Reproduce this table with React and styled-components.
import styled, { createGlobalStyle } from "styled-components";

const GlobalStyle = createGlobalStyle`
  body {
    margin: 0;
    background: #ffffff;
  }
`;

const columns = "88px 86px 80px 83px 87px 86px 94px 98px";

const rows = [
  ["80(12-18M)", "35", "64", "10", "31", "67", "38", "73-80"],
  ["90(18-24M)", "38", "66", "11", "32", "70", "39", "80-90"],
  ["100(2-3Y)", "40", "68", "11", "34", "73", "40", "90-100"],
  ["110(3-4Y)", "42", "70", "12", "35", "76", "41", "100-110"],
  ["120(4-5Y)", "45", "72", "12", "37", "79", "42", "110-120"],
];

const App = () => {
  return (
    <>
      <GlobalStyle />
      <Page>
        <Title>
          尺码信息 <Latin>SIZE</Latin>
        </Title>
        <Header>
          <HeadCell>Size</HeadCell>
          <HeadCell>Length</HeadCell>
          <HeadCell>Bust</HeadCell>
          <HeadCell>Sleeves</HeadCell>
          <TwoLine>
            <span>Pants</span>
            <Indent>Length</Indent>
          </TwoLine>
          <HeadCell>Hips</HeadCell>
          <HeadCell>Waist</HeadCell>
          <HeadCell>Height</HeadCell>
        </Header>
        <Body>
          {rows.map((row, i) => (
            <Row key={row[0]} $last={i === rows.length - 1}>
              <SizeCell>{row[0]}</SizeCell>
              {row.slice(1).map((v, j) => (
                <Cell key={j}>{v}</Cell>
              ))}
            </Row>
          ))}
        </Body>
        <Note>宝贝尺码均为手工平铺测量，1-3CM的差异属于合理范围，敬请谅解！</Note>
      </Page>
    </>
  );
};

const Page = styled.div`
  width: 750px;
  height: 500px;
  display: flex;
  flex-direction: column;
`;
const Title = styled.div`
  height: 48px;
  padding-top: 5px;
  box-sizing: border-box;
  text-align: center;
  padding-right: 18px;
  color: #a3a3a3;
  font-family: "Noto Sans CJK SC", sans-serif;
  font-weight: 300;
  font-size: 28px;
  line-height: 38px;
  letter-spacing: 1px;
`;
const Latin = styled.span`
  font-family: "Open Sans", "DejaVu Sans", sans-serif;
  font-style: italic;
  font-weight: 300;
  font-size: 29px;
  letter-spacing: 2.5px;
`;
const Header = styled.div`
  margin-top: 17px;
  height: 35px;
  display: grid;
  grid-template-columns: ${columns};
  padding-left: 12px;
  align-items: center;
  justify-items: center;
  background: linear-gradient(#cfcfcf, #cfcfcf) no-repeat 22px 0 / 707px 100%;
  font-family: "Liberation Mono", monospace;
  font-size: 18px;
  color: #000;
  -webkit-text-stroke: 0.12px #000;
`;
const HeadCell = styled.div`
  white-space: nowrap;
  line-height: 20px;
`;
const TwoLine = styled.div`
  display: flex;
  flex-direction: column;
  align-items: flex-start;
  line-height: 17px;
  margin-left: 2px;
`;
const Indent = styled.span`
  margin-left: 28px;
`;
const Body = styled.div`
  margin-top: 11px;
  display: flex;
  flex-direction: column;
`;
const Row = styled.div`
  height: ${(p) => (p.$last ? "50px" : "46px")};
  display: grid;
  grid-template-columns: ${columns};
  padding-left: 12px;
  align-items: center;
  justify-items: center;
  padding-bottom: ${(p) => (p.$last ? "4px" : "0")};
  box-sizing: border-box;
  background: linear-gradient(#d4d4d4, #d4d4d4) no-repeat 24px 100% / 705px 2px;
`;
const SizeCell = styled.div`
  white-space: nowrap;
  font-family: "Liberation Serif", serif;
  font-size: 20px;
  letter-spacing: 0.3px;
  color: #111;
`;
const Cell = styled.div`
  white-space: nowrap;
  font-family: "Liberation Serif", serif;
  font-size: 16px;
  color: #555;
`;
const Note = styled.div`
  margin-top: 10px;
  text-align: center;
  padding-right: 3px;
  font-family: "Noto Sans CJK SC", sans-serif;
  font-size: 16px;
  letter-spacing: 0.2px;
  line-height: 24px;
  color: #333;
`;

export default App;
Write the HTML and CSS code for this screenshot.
+---+
*What the task requires:*
Go through the records above and copy every line with the word "components".

*Result for this task:*
Reproduce this table with React and styled-components.
import styled, { createGlobalStyle } from "styled-components";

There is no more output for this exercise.